How strange that Vietnam, its own history rooted in Confucianism and its exaltation of education, would teach a subject that should inspire in a way that turns off its students.  The confetti was produced by the overdue triumph of complaints about students required to learn such details as the precise dates of epic battles, or the precise count of American warplanes shot down during the “Christmas bombings” of Hanoi and Hai Phong.

The “why?” of the Christmas bombings is a much more interesting question. It is also interesting, incidentally, that the official histories of Vietnam and the U.S. do not agree on many details, such as the number of warplanes brought down.

History is a struggle of great ideas and ideals that wallow amid great greed, hatred, wrath and evil. Details like “four score and seven” is factual but not the essence of history.  What moved Lincoln’s audience at Gettysburg to react with a profound silence was the self-evident truth and power of the convictions he expressed. He only got one thing perfectly wrong: “The world will little note, nor long remember, what we say here. ..”

Getting at the truth is important, but history – the latter drafts of journalism, you might say – always has some point of view. I often tell friends about the taboos I’ve discovered about Vietnam’s sense of history. Still, living here in Vietnam, I’ve frequently had to question my own sense of history. Once, while writing an earlier Expat Files dispatch, I nearly committed the faux pas of referring to the Vietnam “civil war”. In America, “the Vietnam War” is widely perceived as a civil war, perhaps not so different from America’s own, but with the superpowers taking sides.

But here in Vietnam, “the American War” is taught as a war fought against U.S. imperialists and their southern puppets. Vietnamese students, I submit, would be better served trying to understand the differing perspectives of the war – just as Americans and Viet Kieu would be better served to understand the perspectives of modern Vietnam well.  The official story is never as rich, contentious and nuanced as the actual history.

“Lincoln” is remarkable in how it explores the political intrigue and philosophical nuance of the nature of human equality.
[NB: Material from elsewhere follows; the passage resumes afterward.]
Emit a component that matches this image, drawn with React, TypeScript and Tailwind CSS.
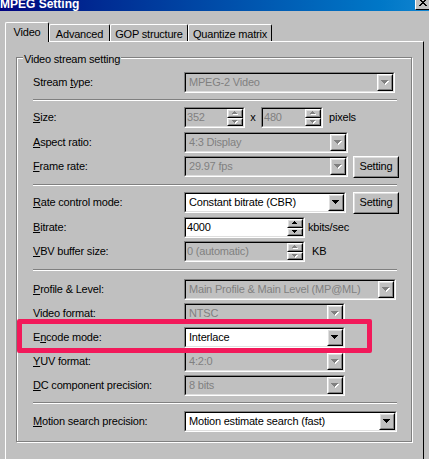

This Hollywood version of history, while not impeccably factual, dramatizes the debate that abolished slavery in the U.S., and hints at a future in which an African American would be elected president. Lincoln prevailed by citing the ideals originally advanced by Thomas Jefferson, the slave owner who authored the Declaration of Independence. Jefferson did not walk the talk – but the words mattered.

Four score and two years after Lincoln invoked Jefferson’s words at Gettysburg, the echoes of history could be heard when Ho Chi Minh declared Vietnam’s independence on September 2, 1945, with a direct quote from the declaration of 1776: "All men are created equal. They are endowed by their Creator with certain unalienable rights, among these are Life, Liberty, and the pursuit of Happiness. . .” Old Mr. Miles, I’m sure, would have approved.